In 2015, the company was awarded its ISO 9001: 2008 certification.

== Company Highlights ==
In November 2013, following the devastation wrought by Typhoon Haiyan (known as Yolanda in the Philippines), Monark, through its non-profit Monark Foundation, provided aid to the survivors in devastated areas. Monark's Cat Rental Store provided forklifts to help with repacking of relief goods at repacking stations as well as providing generator sets to the government of Ormoc. Monark has entered into partnerships with non-profit organizations such as the International Relief and Development (IRD) to plan for long-term rehabilitation, relief and clearing operations. In addition, Monark employees have volunteered for various relief efforts, working with the Department of Social Welfare and Development and other relief agencies to distribute aid packages and feed survivors.

In October 2013, Monark Equipment Corporation issued four billion pesos worth of corporate notes to finance its long-term debt service requirements. The notes have a five-year maturity period and China Banking Corporation is the lead underwriter and issue manager.

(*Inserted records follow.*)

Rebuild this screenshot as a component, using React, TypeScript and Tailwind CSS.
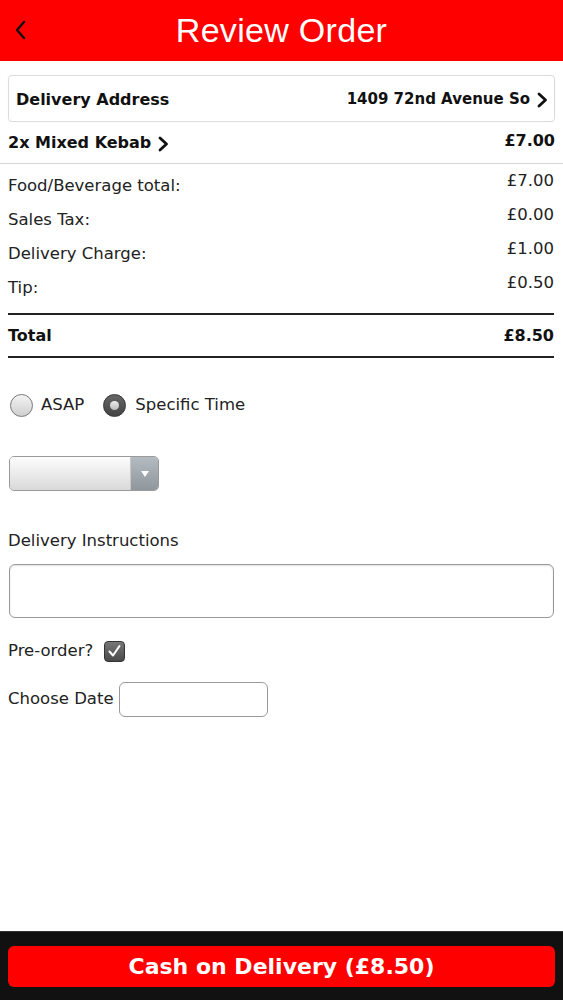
import React from "react";

const V = { fontFamily: '"DejaVu Sans", Verdana, sans-serif' };

function Row({ label, value }: { label: string; value: string }) {
  return (
    <div className="flex justify-between h-[34px] text-[16.5px] text-[#222]">
      <span className="pt-[9px]">{label}</span>
      <span className="pt-[4px]">{value}</span>
    </div>
  );
}

function Chevron({ className = "" }: { className?: string }) {
  return (
    <svg width="11" height="16" viewBox="0 0 11 16" className={className}>
      <path d="M2 2 L8.5 8 L2 14" fill="none" stroke="#111" strokeWidth="2.8" strokeLinecap="round" strokeLinejoin="round" />
    </svg>
  );
}

export default function App() {
  return (
    <div className="w-[563px] h-[1000px] bg-white flex flex-col overflow-hidden relative" style={V}>
      <div className="h-[61px] bg-[#ff0000] relative flex items-center justify-center shrink-0">
        <svg width="14" height="22" viewBox="0 0 14 22" className="absolute left-[14px] top-[19px]">
          <path d="M10 3 L3 11 L10 19" fill="none" stroke="#111" strokeWidth="2.4" strokeLinecap="round" strokeLinejoin="round" />
        </svg>
        <span className="text-white text-[34px] font-light tracking-[0.3px]" style={{ fontFamily: '"Liberation Sans", Arial, sans-serif' }}>
          Review Order
        </span>
      </div>

      <div className="px-[8px] pt-[14px] flex-1">
        <div className="h-[47px] border border-[#dcdcdc] rounded-[4px] flex items-center justify-between pl-[7px] pr-[6px] shadow-[0_0_2px_rgba(0,0,0,0.06)]">
          <span className="font-bold text-[16px] text-[#111] pt-[2px]">Delivery Address</span>
          <span className="flex items-center gap-[7px] font-bold text-[15px] text-[#111] pt-[2px]">
            1409 72nd Avenue So <Chevron />
          </span>
        </div>

        <div className="flex justify-between h-[42px]">
          <span className="flex items-center gap-[7px] font-bold text-[16px] text-[#111]">
            2x Mixed Kebab <Chevron className="mt-[2px]" />
          </span>
          <span className="font-bold text-[16px] text-[#111] pt-[7px]">£7.00</span>
        </div>
      </div>

      <div className="absolute left-0 right-0 top-[163px] h-px bg-[#d6d6d6]" />

      <div className="absolute left-[8px] right-[9px] top-[165px]">
        <Row label="Food/Beverage total:" value="£7.00" />
        <Row label="Sales Tax:" value="£0.00" />
        <Row label="Delivery Charge:" value="£1.00" />
        <Row label="Tip:" value="£0.50" />
      </div>

      <div className="absolute left-[8px] right-[9px] top-[313px]">
        <div className="h-[2px] bg-[#222]" />
        <div className="flex justify-between items-center h-[41px] font-bold text-[16px] text-[#111]">
          <span>Total</span>
          <span>£8.50</span>
        </div>
        <div className="h-[2px] bg-[#222]" />

        <div className="flex items-center mt-[34px] h-[26px] text-[16.5px] text-[#222]">
          <span className="w-[23px] h-[23px] rounded-full border border-[#777] bg-gradient-to-b from-[#f4f4f4] to-[#cfcfcf] ml-[2px]" />
          <span className="ml-[8px]">ASAP</span>
          <span className="ml-[19px] w-[23px] h-[23px] rounded-full border border-[#333] bg-gradient-to-b from-[#666] to-[#444] flex items-center justify-center">
            <span className="w-[9px] h-[9px] rounded-full bg-gradient-to-b from-[#eee] to-[#bbb]" />
          </span>
          <span className="ml-[9px]">Specific Time</span>
        </div>

        <div className="mt-[38px] ml-[1px] w-[150px] h-[35px] rounded-[5px] border border-[#9a9a9a] flex overflow-hidden">
          <div className="flex-1 bg-gradient-to-b from-[#fdfdfd] to-[#d9d9d9]" />
          <div className="w-[28px] bg-gradient-to-b from-[#b4bcc2] to-[#8f979d] border-l border-[#c8c8c8] flex items-center justify-center">
            <svg width="10" height="8" viewBox="0 0 10 8">
              <path d="M1 1 L9 1 L5 7 Z" fill="#fff" />
            </svg>
          </div>
        </div>

        <div className="mt-[40px] text-[16.5px] text-[#222] leading-[20px]">Delivery Instructions</div>
        <div className="mt-[13px] ml-[1px] h-[54px] rounded-[6px] border border-[#999] shadow-[inset_0_1px_2px_rgba(0,0,0,0.12)]" />

        <div className="flex items-center mt-[22px] h-[22px] text-[16.5px] text-[#222]">
          <span>Pre-order?</span>
          <span className="ml-[11px] w-[21px] h-[21px] rounded-[4px] border border-[#333] bg-gradient-to-b from-[#777] to-[#4a4a4a] flex items-center justify-center">
            <svg width="15" height="14" viewBox="0 0 15 14">
              <path d="M2.5 7.5 L6 11.5 L12.5 2" fill="none" stroke="#fff" strokeWidth="2" strokeLinecap="round" strokeLinejoin="round" />
            </svg>
          </span>
        </div>

        <div className="flex items-center mt-[20px] h-[35px] text-[16.5px] text-[#222]">
          <span>Choose Date</span>
          <span className="ml-[5px] w-[149px] h-[35px] rounded-[6px] border border-[#999]" />
        </div>
      </div>

      <div className="h-[69px] bg-[#111] border-t border-[#333] px-[8px] pt-[14px] shrink-0">
        <div className="h-[41px] rounded-[6px] bg-[#ff0000] flex items-center justify-center text-white font-bold text-[22px]">
          Cash on Delivery (£8.50)
        </div>
      </div>
    </div>
  );
}
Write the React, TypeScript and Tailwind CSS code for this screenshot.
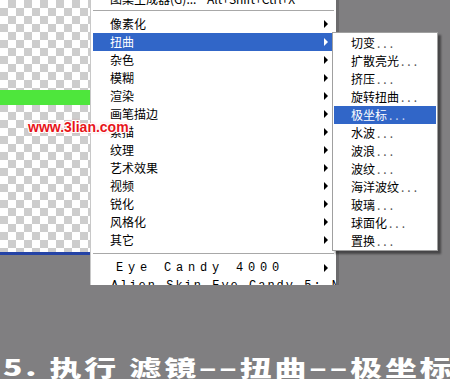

As a member of the Philippine Business for Social Progress, Monark, along with other member-companies, helped provide assistance to over 700,000 families in the areas of education, health, environment and enterprise and livelihood development. From 2012 to 2014, the business-led development organization disbursed some 3.8 billion pesos for health programs, 103 million pesos for livelihood assistance, 101 million pesos for education and 33 million pesos for environment programs.

=== Affiliate Companies ===
Monark Foundation Institute is the non-profit arm of Monark Equipment Corporation and provides vocational and skills training to high school graduates and out-of-school youth.

Castle Power Philippines is the sole distributor in the country of Perkins services and products. It is the exclusive distributor of China-based Shandong Shem Machinery, which is a manufacturer of heavy machinery that is wholly owned by Caterpillar.

PowerAsia Equipment Resources is the exclusive distributor of FG Wilson products in the Philippines.

SITECH is the distributor of Trimble heavy equipment products which are marketed to the local construction industry.

=== Branches and Satellite Offices ===
For 29 years, Monark continuously grow to cover the needs of its market.

Monark Equipment has now over 13 branches over the Philippines covering parts of Luzon ( Quezon City, Caloocan, Bicol Region, Laguna, and Pampanga), Visayas ( Bacolod, Cebu, and Iloilo City), and Mindanao ( Cagayan de Oro, Davao, El Salvador, General Santos, Surigao, and Zamboanga City).

Considered as the ‘Largest Footprint in the Industry’, Monark's mining sector covers 10 mine site projects which includes Didipio, Masbate, Taganito, Agata, and Tubay in Agusan province, Siana in Surigao, and other projects located in Leyte, Palawan, and Cagayan de Oro.